Rising disaster risk
As for hydropower's reputation as a green energy source, some environmentalists say the sector does more harm than good.
Hydro projects can clear forests, divert rivers, slow or stop groundwater recharge and shift huge amounts of earth, all of which make nearby communities more vulnerable to the effects of increasingly destructive extreme weather, they say.
SP Sati, who teaches environmental science at the College of Forestry-Ranichauri in Uttarakhand, pointed to devastating floods in the state in 2013 that killed about 6,000 people, according to state government estimates.
A committee appointed by India's Supreme Court concluded that hydroelectric projects had exacerbated the flood damage, as the rushing water carried mountains of excavated boulders, silt and sand downstream, burying low-lying communities.
The committee also noted in a report that digging and use of explosives while building the plants "can trigger landslides or slope failure".
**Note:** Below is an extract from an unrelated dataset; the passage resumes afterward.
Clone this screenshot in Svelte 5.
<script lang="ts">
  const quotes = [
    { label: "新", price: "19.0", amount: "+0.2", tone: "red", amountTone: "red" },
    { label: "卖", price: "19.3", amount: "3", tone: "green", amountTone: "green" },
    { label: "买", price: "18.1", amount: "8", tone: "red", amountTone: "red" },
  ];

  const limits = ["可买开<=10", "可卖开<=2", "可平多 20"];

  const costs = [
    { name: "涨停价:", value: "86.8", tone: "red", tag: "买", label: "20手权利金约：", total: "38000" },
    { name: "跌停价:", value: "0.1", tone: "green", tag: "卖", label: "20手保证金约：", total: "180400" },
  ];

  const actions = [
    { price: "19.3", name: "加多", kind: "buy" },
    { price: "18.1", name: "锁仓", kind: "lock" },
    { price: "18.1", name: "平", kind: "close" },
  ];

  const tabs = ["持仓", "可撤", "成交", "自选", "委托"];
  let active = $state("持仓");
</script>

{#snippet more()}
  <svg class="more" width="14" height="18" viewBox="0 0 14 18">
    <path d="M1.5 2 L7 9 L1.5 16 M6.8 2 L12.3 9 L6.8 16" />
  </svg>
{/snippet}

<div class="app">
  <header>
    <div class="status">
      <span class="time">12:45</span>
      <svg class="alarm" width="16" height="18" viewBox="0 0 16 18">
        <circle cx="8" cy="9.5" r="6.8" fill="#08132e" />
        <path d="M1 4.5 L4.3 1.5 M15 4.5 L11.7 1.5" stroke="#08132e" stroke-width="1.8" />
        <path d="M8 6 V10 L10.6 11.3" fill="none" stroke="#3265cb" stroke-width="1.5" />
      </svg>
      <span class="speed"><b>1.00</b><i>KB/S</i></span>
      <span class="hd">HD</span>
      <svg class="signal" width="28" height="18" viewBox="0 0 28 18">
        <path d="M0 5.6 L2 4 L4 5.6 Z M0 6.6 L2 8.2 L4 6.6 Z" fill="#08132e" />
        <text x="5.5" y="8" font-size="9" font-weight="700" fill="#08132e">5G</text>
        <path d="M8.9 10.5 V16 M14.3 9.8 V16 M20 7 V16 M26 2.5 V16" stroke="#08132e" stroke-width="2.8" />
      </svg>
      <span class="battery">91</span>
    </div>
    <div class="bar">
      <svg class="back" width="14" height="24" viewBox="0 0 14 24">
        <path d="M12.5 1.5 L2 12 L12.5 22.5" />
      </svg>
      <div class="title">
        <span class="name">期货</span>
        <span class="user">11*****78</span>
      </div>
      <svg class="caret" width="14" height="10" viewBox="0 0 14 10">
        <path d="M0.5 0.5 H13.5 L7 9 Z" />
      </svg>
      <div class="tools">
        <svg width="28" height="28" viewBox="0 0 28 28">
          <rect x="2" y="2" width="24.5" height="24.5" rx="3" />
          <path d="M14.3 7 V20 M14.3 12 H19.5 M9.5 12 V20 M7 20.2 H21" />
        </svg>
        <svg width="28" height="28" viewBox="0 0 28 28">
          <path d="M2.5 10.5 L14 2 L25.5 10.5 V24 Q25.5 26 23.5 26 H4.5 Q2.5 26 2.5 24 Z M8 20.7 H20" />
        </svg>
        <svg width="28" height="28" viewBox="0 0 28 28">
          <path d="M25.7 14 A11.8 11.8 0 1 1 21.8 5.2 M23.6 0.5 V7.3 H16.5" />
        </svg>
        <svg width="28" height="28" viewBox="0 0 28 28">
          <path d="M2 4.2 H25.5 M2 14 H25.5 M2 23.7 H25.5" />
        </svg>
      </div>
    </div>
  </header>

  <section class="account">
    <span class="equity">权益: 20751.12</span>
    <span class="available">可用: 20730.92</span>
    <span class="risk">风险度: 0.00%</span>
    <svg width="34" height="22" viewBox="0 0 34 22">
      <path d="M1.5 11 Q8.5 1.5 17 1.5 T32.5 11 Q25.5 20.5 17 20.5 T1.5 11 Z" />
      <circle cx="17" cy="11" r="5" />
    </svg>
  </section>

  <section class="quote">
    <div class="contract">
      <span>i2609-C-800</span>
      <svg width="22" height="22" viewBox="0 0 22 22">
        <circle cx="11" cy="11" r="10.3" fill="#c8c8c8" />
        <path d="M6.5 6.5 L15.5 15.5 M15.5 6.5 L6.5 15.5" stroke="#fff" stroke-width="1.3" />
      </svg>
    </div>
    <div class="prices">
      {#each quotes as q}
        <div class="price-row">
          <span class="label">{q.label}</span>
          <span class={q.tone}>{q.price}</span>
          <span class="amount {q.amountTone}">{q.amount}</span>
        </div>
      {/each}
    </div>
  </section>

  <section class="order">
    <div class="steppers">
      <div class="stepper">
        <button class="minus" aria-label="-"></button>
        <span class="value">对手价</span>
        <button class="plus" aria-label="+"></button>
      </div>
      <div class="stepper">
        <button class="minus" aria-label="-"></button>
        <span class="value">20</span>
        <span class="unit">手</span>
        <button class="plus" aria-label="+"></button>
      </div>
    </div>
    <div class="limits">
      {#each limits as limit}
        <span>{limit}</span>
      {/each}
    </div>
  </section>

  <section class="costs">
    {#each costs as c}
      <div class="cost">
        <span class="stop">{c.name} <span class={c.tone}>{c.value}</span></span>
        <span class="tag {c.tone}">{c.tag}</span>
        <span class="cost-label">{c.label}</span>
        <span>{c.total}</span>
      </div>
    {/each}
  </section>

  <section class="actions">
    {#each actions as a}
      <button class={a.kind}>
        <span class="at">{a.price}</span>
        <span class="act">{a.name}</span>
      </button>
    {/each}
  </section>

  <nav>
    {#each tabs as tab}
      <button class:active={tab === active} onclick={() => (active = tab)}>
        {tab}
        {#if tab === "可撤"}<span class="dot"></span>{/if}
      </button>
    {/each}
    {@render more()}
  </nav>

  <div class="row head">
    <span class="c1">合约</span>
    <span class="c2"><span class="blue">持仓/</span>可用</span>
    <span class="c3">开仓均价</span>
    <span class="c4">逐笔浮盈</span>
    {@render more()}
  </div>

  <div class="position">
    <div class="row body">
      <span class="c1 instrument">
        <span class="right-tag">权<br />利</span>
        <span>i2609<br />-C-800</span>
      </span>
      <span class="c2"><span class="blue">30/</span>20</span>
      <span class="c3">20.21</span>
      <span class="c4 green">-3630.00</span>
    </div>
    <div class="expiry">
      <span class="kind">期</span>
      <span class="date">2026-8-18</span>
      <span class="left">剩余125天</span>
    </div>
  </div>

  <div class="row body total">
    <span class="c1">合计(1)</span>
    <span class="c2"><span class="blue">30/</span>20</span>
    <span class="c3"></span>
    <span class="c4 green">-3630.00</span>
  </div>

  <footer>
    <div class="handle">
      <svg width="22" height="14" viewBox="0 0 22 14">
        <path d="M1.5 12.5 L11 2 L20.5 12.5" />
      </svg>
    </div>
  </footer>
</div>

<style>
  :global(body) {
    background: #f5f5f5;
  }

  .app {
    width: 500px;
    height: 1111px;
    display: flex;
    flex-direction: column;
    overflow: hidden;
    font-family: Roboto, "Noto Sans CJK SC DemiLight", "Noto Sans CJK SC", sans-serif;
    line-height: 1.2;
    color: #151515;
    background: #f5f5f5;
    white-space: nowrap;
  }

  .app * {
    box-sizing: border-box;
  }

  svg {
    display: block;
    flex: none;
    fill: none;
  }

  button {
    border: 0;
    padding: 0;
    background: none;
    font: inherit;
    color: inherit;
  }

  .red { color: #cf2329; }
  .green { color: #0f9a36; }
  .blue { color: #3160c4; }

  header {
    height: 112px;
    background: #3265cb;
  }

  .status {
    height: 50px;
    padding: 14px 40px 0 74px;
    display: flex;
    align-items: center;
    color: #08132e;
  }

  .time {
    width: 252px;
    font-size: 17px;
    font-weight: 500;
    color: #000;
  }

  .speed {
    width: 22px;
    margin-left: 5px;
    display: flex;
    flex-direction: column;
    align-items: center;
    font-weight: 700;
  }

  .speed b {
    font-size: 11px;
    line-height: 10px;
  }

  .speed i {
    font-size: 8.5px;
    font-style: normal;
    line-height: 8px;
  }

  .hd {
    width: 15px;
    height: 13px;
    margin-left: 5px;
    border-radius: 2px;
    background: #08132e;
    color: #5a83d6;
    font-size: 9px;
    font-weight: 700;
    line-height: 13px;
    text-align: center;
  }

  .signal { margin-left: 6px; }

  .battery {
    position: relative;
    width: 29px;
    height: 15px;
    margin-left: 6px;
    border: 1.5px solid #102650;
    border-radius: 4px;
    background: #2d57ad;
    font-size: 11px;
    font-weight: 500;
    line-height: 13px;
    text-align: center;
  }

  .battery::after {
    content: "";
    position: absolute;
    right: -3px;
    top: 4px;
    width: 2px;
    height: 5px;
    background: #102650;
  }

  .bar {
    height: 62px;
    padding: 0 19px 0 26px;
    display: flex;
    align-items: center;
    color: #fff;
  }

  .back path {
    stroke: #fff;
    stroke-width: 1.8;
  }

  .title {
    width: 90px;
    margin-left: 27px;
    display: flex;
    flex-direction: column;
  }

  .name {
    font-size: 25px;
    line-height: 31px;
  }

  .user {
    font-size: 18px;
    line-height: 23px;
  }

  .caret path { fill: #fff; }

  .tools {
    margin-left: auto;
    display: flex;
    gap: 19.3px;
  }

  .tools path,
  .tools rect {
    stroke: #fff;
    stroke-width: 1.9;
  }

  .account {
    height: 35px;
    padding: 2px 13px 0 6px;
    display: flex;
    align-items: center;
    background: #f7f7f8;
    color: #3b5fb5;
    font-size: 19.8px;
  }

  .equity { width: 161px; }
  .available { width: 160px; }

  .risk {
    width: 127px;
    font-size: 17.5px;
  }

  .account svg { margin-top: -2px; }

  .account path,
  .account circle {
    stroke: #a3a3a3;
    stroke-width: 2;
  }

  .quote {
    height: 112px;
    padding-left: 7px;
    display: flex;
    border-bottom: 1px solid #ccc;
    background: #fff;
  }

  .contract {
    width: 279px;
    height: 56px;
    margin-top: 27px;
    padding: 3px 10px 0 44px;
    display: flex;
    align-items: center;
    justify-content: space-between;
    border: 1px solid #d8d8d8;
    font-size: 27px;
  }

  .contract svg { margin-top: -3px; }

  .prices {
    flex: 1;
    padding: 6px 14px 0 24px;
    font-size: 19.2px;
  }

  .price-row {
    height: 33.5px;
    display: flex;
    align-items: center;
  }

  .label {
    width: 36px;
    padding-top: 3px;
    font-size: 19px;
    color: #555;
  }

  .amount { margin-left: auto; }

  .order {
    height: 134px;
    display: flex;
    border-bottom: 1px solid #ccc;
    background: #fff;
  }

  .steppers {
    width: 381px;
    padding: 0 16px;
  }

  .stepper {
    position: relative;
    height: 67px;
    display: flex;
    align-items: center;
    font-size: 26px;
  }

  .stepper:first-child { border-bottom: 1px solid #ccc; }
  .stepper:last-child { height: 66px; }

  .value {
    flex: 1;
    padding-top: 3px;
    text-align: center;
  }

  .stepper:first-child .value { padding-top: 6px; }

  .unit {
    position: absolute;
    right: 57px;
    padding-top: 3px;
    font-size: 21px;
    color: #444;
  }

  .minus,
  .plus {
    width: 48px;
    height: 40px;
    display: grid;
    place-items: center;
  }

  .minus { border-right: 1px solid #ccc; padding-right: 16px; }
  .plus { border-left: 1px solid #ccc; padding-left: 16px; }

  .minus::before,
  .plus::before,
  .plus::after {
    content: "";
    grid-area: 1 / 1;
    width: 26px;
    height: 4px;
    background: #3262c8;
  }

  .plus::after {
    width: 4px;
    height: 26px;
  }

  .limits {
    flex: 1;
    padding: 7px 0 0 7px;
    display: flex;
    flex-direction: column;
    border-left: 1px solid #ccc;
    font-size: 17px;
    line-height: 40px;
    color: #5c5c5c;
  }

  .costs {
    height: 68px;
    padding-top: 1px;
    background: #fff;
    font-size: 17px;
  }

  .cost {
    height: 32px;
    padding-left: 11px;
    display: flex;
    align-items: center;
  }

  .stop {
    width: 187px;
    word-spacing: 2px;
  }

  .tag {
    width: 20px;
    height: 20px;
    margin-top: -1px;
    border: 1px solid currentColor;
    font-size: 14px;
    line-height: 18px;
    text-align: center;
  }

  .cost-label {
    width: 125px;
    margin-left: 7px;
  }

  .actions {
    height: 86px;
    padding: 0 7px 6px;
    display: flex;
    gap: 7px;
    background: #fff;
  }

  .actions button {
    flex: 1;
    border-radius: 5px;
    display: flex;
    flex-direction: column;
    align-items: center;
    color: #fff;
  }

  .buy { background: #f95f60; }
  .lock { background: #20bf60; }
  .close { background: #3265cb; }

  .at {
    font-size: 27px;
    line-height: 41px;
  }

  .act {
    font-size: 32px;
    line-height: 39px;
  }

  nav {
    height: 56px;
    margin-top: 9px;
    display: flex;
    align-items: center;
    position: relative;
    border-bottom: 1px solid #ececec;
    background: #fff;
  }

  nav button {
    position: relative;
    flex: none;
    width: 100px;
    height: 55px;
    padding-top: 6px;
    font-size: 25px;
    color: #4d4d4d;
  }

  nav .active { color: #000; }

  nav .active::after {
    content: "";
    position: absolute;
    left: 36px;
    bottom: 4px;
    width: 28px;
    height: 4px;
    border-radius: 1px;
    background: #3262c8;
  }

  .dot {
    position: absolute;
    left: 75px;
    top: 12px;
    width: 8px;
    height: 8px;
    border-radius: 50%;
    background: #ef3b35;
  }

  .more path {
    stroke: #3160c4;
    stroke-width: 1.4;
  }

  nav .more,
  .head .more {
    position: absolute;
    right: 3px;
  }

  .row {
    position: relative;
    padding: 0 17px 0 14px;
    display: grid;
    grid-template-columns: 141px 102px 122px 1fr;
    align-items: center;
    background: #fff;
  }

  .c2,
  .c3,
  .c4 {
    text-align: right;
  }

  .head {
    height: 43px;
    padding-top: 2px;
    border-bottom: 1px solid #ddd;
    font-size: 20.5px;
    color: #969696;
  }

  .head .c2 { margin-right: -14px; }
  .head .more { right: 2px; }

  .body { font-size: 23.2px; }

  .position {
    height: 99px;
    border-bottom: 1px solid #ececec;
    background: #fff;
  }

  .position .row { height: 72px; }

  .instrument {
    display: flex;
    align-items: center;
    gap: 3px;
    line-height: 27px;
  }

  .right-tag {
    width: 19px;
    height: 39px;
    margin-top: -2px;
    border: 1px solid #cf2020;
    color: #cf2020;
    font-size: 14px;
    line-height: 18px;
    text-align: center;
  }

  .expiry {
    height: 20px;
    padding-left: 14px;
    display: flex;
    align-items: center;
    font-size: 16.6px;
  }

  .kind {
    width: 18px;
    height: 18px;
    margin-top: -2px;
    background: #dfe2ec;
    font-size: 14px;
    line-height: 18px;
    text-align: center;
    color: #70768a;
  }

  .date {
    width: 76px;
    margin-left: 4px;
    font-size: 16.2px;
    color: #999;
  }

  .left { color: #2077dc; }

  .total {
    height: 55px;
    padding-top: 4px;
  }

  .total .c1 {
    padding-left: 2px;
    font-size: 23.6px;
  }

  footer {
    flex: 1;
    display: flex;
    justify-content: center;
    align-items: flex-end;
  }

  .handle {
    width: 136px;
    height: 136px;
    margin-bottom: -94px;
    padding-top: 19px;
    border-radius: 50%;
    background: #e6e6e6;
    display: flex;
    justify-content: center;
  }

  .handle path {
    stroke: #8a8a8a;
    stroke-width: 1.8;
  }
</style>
"If you don't care about the sensitivity, fragility and carrying capacity of the terrain, (hydropower) is bound to trigger big disasters," Sati said.
Haat village head Rajendra Prasad Hatwal said residents would keep on holding protests and lobbying the local government until the hydropower plant developers stopped using their home as a dumping site and properly compensated displaced families.
He also questioned why India is leaning so heavily into hydropower, when countries like the United States, Brazil and China have suffered huge disruptions in hydropower generation due to climate change-driven droughts in the past few years.
Another concern is the clearing of thousands of trees for the power plant, he said, when "we hear so much about saving forests to fight climate change".
"It is so confusing and frustrating," he added.